Any help would be great! Thanks
Edit: fixed typo
Edit: I reran the same query with an additional "WHERE c.prop = 'x'" to limit the initial C matching and it then returned an OutOfMemory Exception. I then did some more reading and came across this from Michael's post here. My query is now running and I think it is working. (There is a lot of data and it is downloading it to a file that is increasing in size.)
Upvotes: 0
Views: 51
Reputation: 41676
Which Neo4j version are you using?
I think you're creating billions and billions of paths.
To look at the cardinalities:
(c:C*196k)<-[d:D*1..20]-(:A*600k)<-[:u*1..1]-(s:S*800k)
Profile your statement, I think it makes sense to have it start from a C
and follow the path to the single a and the single s from there.

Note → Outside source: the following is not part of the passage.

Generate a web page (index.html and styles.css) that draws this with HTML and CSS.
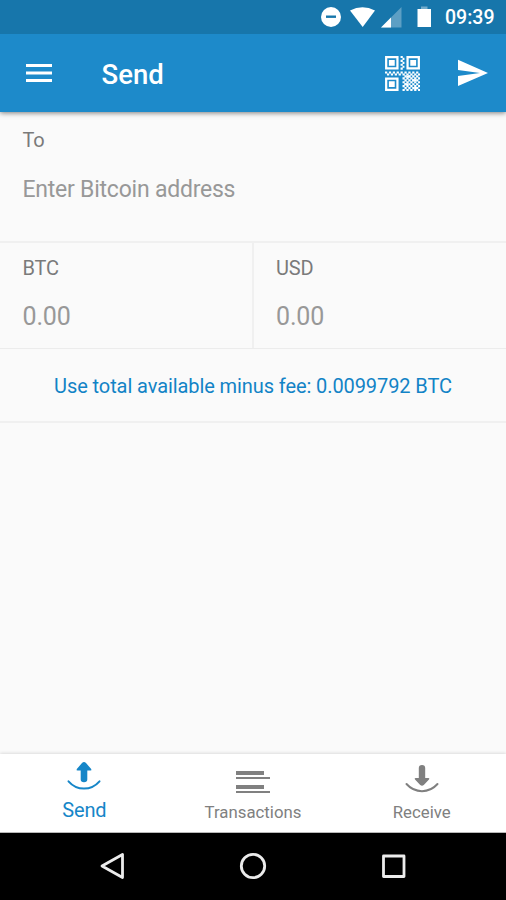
FILE: index.html
```html
<!DOCTYPE html>
<html lang="en">
<head>
<meta charset="utf-8">
<title>Send</title>
<link rel="stylesheet" href="styles.css">
</head>
<body>
<div class="screen">
  <div class="status">
    <svg width="122" height="34" viewBox="320 0 122 34">
      <circle cx="331" cy="17" r="10" fill="#fff"/>
      <path d="M326 16.700h10" stroke="#1776ab" stroke-width="2.400"/>
      <path d="M350 10.600Q362.500 3.800 375 10.600L362.700 27Z" fill="#fff"/>
      <path d="M401.500 7v20.500H381Z" fill="#fff" opacity=".3"/>
      <path d="M391 17.500v10H381Z" fill="#fff"/>
      <path d="M421 6.500h6.500v2.500H421Z" fill="#fff" opacity=".4"/>
      <path d="M417.500 9H431v18h-13.500Z" fill="#fff"/>
    </svg>
    <span class="clock">09:39</span>
  </div>
  <header class="appbar">
    <svg class="menu" width="26" height="20" viewBox="0 0 26 20"><path d="M0 2.500h26M0 10h26M0 17.500h26" stroke="#fff" stroke-width="3"/></svg>
    <h1>Send</h1>
    <svg class="qr" width="35" height="35" viewBox="0 0 18 18">
      <g fill="none" stroke="#fff" stroke-width="1.150"><path d="M.6.600h5.800v5.800H.6ZM11.600.600h5.800v5.800h-5.800ZM.6 11.600h5.800v5.800H.6Z"/></g>
      <path fill="#fff" d="M2 2h3v3H2ZM13 2h3v3h-3ZM2 13h3v3H2Z"/>
      <path stroke="#fff" stroke-width="1.100" stroke-dasharray="1.150 .850" d="M8 .5h2M9 1.500h1M8 2.500h2M9 3.500h1M8 4.500h2M9 5.500h1M8 6.500h2M0 8.500h18M1 9.500h17M10 10.500h8M9 11.500h9M10 12.500h8M9 13.500h9M10 14.500h8M9 15.500h9M10 16.500h8M9 17.500h9"/>
      <path fill="#fff" d="M11 10h2v1h-2zM14 12h2v1h-2zM10 14h2v1h-2zM15 16h2v1h-2z"/>
    </svg>
    <svg class="plane" width="30" height="28" viewBox="0 0 30 28"><path fill="#fff" d="M0 .8L30 14 0 27V17L22 14 0 11Z"/></svg>
  </header>
  <main>
    <section class="to">
      <div class="label">To</div>
      <div class="address">Enter Bitcoin address</div>
    </section>
    <section class="amounts">
      <div class="amount"><div class="label">BTC</div><div class="value">0.00</div></div>
      <div class="amount"><div class="label">USD</div><div class="value">0.00</div></div>
    </section>
    <div class="fee">Use total available minus fee: 0.0099792 BTC</div>
  </main>
  <nav class="tabs">
    <div class="tab active">
      <svg width="36" height="32" viewBox="0 0 36 32"><path fill="currentColor" d="M18 1Q19 1 20 2L25.200 8Q26 9.500 24.500 9.500H21.300V18.500Q21.300 21.200 18 21.200T14.700 18.500V9.500H11.500Q10 9.500 10.800 8L16 2Q17 1 18 1Z"/><path d="M2.500 20.300C11 30 25 30 33.500 20.300" fill="none" stroke="currentColor" stroke-width="2" stroke-linecap="round"/></svg>
      <span>Send</span>
    </div>
    <div class="tab">
      <svg width="36" height="32" viewBox="0 0 36 32"><path fill="currentColor" d="M1 10h28v4H1zM1 16h34v2H1zM1 24h28v4H1zM1 30h34v2H1z"/></svg>
      <span>Transactions</span>
    </div>
    <div class="tab">
      <svg width="36" height="32" viewBox="0 0 36 32"><path fill="currentColor" d="M18 4Q21.200 4 21.200 7V17H24.500Q26 17 25 18.500L19.800 24Q18 25.500 16.200 24L11 18.500Q10 17 11.500 17H14.800V7Q14.800 4 18 4Z"/><path d="M2.500 23C11 32.500 25 32.500 33.500 23" fill="none" stroke="currentColor" stroke-width="2" stroke-linecap="round"/></svg>
      <span>Receive</span>
    </div>
  </nav>
  <footer class="system">
    <svg width="28" height="28" viewBox="0 0 28 28"><path d="M23.500 2.500v23L3 14Z"/></svg>
    <svg width="28" height="28" viewBox="0 0 28 28"><circle cx="14" cy="14" r="11.700"/></svg>
    <svg width="28" height="28" viewBox="0 0 28 28"><path d="M3.500 4h20.500v20.500H3.500Z"/></svg>
  </footer>
</div>
</body>
</html>
```

FILE: styles.css
```css
* { box-sizing: border-box; }
body { margin: 0; font-family: Roboto, sans-serif; color: #7a7a7a; }
svg { display: block; flex: none; }
.screen { width: 506px; height: 900px; display: flex; flex-direction: column; background: #fafafa; overflow: hidden; }
.status { height: 34px; flex: none; background: #1776ab; display: flex; justify-content: flex-end; padding-right: 12px; gap: 3px; z-index: 2; }
.clock { color: #fff; font-size: 19.500px; font-weight: 500; line-height: 36px; width: 49px; white-space: nowrap; }
.appbar { height: 78px; flex: none; background: #1d8aca; display: flex; align-items: center; padding: 0 18px 0 26px; box-shadow: 0 1px 5px rgba(0,0,0,.5); color: #fff; z-index: 1; }
.menu { width: 26px; }
h1 { margin: 3px 0 0 49.500px; font-size: 27.500px; font-weight: 500; line-height: 36px; flex: 1; }
.qr { margin-right: 38px; }
main { flex: 1; }
.label { font-size: 20px; line-height: 24px; letter-spacing: -.15px; }
.to { height: 131px; padding: 16px 22.500px 0; border-bottom: 2px solid #f0f0f0; }
.address { margin-top: 23px; font-size: 23px; line-height: 30px; letter-spacing: -.23px; color: #989898; }
.amounts { height: 106px; display: flex; border-bottom: 1px solid #ececec; }
.amount { flex: none; width: 254px; padding: 13px 22px 0 22.500px; }
.amount:first-child { border-right: 2px solid #f0f0f0; }
.amount + .amount { padding-left: 22px; }
.value { margin-top: 21px; font-size: 25px; line-height: 32px; letter-spacing: -.15px; color: #989898; }
.fee { height: 74px; border-bottom: 2px solid #f0f0f0; text-align: center; font-size: 20px; line-height: 75px; letter-spacing: -.09px; color: #1283c6; white-space: nowrap; }
.tabs { height: 79px; flex: none; display: flex; background: #fff; box-shadow: 0 -1px 3px rgba(0,0,0,.12); border-bottom: 1px solid #b8b8b8; z-index: 1; }
.tab { flex: 1; display: flex; flex-direction: column; align-items: center; padding-top: 7px; color: #808080; }
.tab span { font-size: 16.800px; line-height: 24px; margin-top: 7px; }
.tab.active { color: #1686c8; }
.tab.active span { font-size: 20px; letter-spacing: -.2px; margin-top: 5px; }
.system { height: 67px; flex: none; background: #000; display: flex; justify-content: center; gap: 112.500px; padding-top: 19px; }
.system svg { fill: none; stroke: #ececec; stroke-width: 2.800; stroke-linejoin: round; }
```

so you can use USING SCAN c:C
to force Cypher to scan the C nodes via the index which should give you 196k paths.
Each of those c-nodes would then be matched along the single-node-path.
So try @FrobberOfBits suggestion along with profiling and limiting the first WITH
to see if the correct data is returned.
See: http://neo4j.com/docs/stable/query-using.html#using-hinting-a-label-scan
Upvotes: 0
Reputation: 18002
So you're trying to match a LOT of different paths, and I think you probably are doing more computation than is necessary. You might want to try this reformulation:
MATCH (c:C)
WITH c, CASE WHEN c.start - 20001 < 0
THEN 0 ELSE c.start - 20001 as start
MATCH (c)<-[d:D]-(:A)<-[:u]-(s:S)
WITH c, start, s, d
RETURN s.r, c.type, d.index, substring(s.se, start, c.end - start + 20001);
My thought here is that you have the fewest number of C
's of any node. So start the match there, and do your math computation first, then base subsequent matches off of that. Otherwise you re-match c
many extra times depending on how many of the other nodes there are. You could further break this down based on the next-most-selective A
with an additional with
clause. I think this will help.
Upvotes: 1